Околоток, конечно, понял, что над ним смеются. У меня мелькала мысль вслед за тем показать Герцена, но храбрости не хватило; все-таки Женева, да и имя, может быть, ему знакомо.
Забрал он несколько невинных бумажонок для приличия, составил протокол и ушел. Было часов 6 утра, рассвело. Мы с женой пошли к Старокиевскому участку и увидели, как туда подвозили одного за другим арестованных. Стало ясно, что произошло повторение прошлогоднего опыта, но на этот раз чаша сия, слава богу, миновала нас. И даже каких-нибудь неприятных последствий, вроде потери нужных книг или рукописей, не было. Через день после этих арестов имел место неожиданный эпилог.
Я еще не успел привести в порядок свои книги после произведенного разгрома и занимался этим делом, как вдруг ко мне заявляется незнакомый мне человек — довольно неопределенной, серенькой наружности, еврей, сильно заикающийся.
— Господин Водовозов?
— Да.
— А мой псевдоним, под которым теперь живу, такой-то (я его забыл. — В. В.).

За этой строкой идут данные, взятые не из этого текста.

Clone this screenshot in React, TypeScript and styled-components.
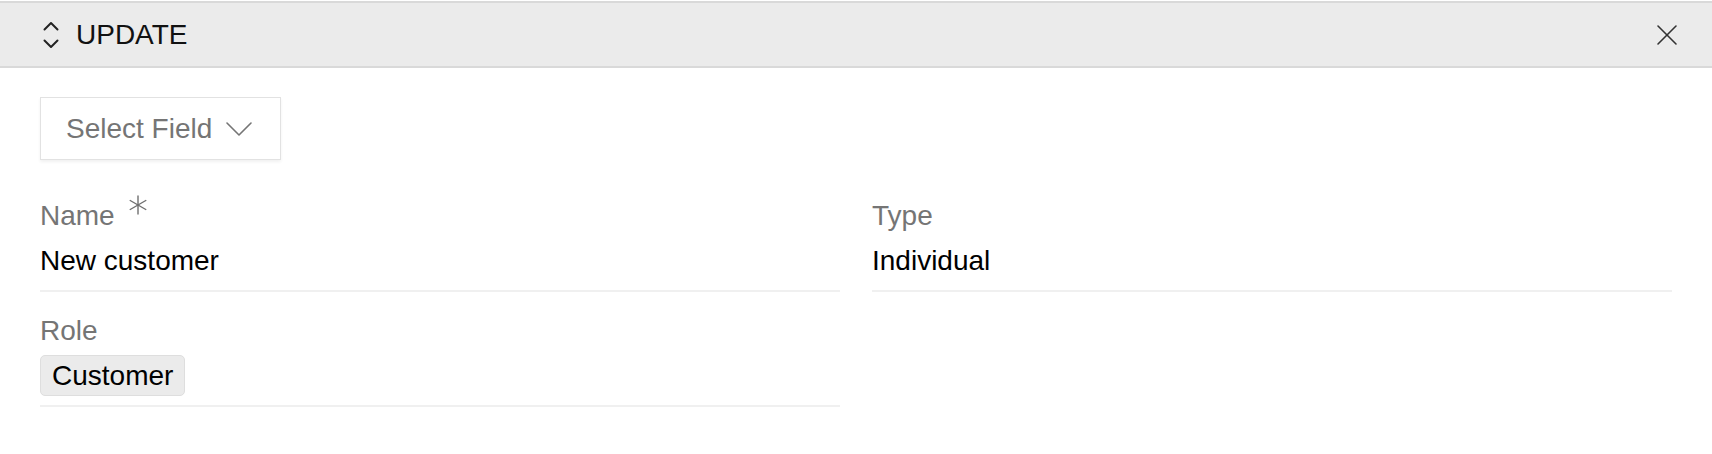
import React from "react";
import styled, { createGlobalStyle } from "styled-components";

const Global = createGlobalStyle`
  html, body { margin: 0; padding: 0; background: #ffffff; }
  body { font-family: "Liberation Sans", Arial, Helvetica, sans-serif; }
  * { box-sizing: border-box; }
`;

const Panel = styled.div`
  width: 1712px;
  padding-top: 1px;
  background: #ffffff;
`;

const Header = styled.div`
  height: 67px;
  display: flex;
  align-items: center;
  padding: 0 34px 0 43px;
  background: #ebebeb;
  border-top: 2px solid #d9d9d9;
  border-bottom: 2px solid #d9d9d9;
`;

const Title = styled.div`
  margin-left: 17px;
  font-size: 28px;
  line-height: 32px;
  color: #111111;
  flex: 1;
`;

const IconButton = styled.button`
  border: none;
  background: none;
  padding: 0;
  display: flex;
  align-items: center;
  justify-content: center;
  cursor: pointer;
`;

const Body = styled.div`
  padding: 29px 40px 0 40px;
`;

const SelectButton = styled.button`
  height: 63px;
  width: 241px;
  display: flex;
  align-items: center;
  gap: 14px;
  padding: 0 0 0 25px;
  background: #ffffff;
  border: 1px solid #e2e2e2;
  box-shadow: 0 2px 3px rgba(0, 0, 0, 0.06);
  font-family: "Liberation Sans", Arial, Helvetica, sans-serif;
  font-size: 28px;
  color: #757575;
  cursor: pointer;
`;

const Grid = styled.div`
  margin-top: 40px;
  display: grid;
  grid-template-columns: 800px 800px;
  column-gap: 32px;
  row-gap: 23px;
`;

const Field = styled.div`
  display: flex;
  flex-direction: column;
  border-bottom: 2px solid #f0f0f0;
  padding-bottom: 9px;
`;

const Label = styled.div`
  display: flex;
  align-items: flex-start;
  gap: 13px;
  font-size: 28px;
  line-height: 32px;
  color: #757575;
`;

const Required = styled.span`
  display: inline-flex;
  margin-top: -5px;
`;

const Value = styled.div`
  margin-top: 8px;
  min-height: 41px;
  display: flex;
  align-items: center;
  font-size: 28px;
  line-height: 32px;
  color: #000000;
`;

const Chip = styled.span`
  display: inline-flex;
  align-items: center;
  height: 41px;
  padding: 0 11px;
  background: #ebebeb;
  border: 1px solid #dedede;
  border-radius: 5px;
  font-size: 28px;
  color: #000000;
`;

const Chevrons = () => (
  <svg width="16" height="28" viewBox="0 0 16 28" fill="none" stroke="#222" strokeWidth="2" strokeLinecap="round" strokeLinejoin="round">
    <polyline points="1.5,8.5 8,2 14.5,8.5" />
    <polyline points="1.5,19.5 8,26 14.5,19.5" />
  </svg>
);

const CloseIcon = () => (
  <svg width="22" height="22" viewBox="0 0 22 22" fill="none" stroke="#333" strokeWidth="1.6" strokeLinecap="round">
    <line x1="2" y1="2" x2="20" y2="20" />
    <line x1="20" y1="2" x2="2" y2="20" />
  </svg>
);

const ChevronDown = () => (
  <svg width="26" height="14" viewBox="0 0 26 14" fill="none" stroke="#757575" strokeWidth="1.6" strokeLinecap="round" strokeLinejoin="round">
    <polyline points="1,1 13,13 25,1" />
  </svg>
);

const Asterisk = () => (
  <svg width="20" height="20" viewBox="0 0 20 20" fill="none" stroke="#6f6f6f" strokeWidth="1.4" strokeLinecap="round">
    <line x1="10" y1="1" x2="10" y2="19" />
    <line x1="2.2" y1="5.5" x2="17.8" y2="14.5" />
    <line x1="17.8" y1="5.5" x2="2.2" y2="14.5" />
  </svg>
);

export default function App() {
  return (
    <>
      <Global />
      <Panel>
        <Header>
          <Chevrons />
          <Title>UPDATE</Title>
          <IconButton aria-label="close">
            <CloseIcon />
          </IconButton>
        </Header>
        <Body>
          <SelectButton>
            Select Field
            <ChevronDown />
          </SelectButton>
          <Grid>
            <Field>
              <Label>
                Name
                <Required>
                  <Asterisk />
                </Required>
              </Label>
              <Value>New customer</Value>
            </Field>
            <Field>
              <Label>Type</Label>
              <Value>Individual</Value>
            </Field>
            <Field>
              <Label>Role</Label>
              <Value>
                <Chip>Customer</Chip>
              </Value>
            </Field>
          </Grid>
        </Body>
      </Panel>
    </>
  );
}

Пришел к вам по очень щекотливому делу, требующему доверия, и потому должен постараться получить его. В прошлом году вы были за границей и там, между прочим, виделись с такими-то лицами. Эти лица рассказывали мне о разговорах и спорах с вами.
И начинает вспоминать разные мелочи, которые могли бы быть ему известны только от этих лиц.
— Вы видите, что с этими лицами я не просто знаком, а знаком дружески. Я сегодня утром привез в Киев груз социал-демократической литературы. У меня были три явки. Я пошел по ним и узнал, что все три лица арестованы. Благодаря этому я попал в ужасное положение. Мой груз хоть бросай, а сам убирайся подобру-поздорову, пока цел. Кроме названных лиц я знаю в Киеве по имени только вас и Бердяева и больше никого. Если вы мне не доверяете, я пойду к Бердяеву.
— Бердяева сейчас нет в Киеве.
— Ну вот, тем для меня хуже; значит, кроме вас, мне не на кого рассчитывать.
— Послушайте, если вы знаете обо мне от таких-то, то вы должны знать, что к социал-демократической партии я не принадлежу.
— Знаю и знаю даже, что вы с ней во многом расходитесь. Но, как всякий прогрессивный писатель, вы, конечно, имеете знакомства и в социал-демократических рядах и, может быть, не откажетесь свести меня с кем-нибудь из уцелевших от разгрома.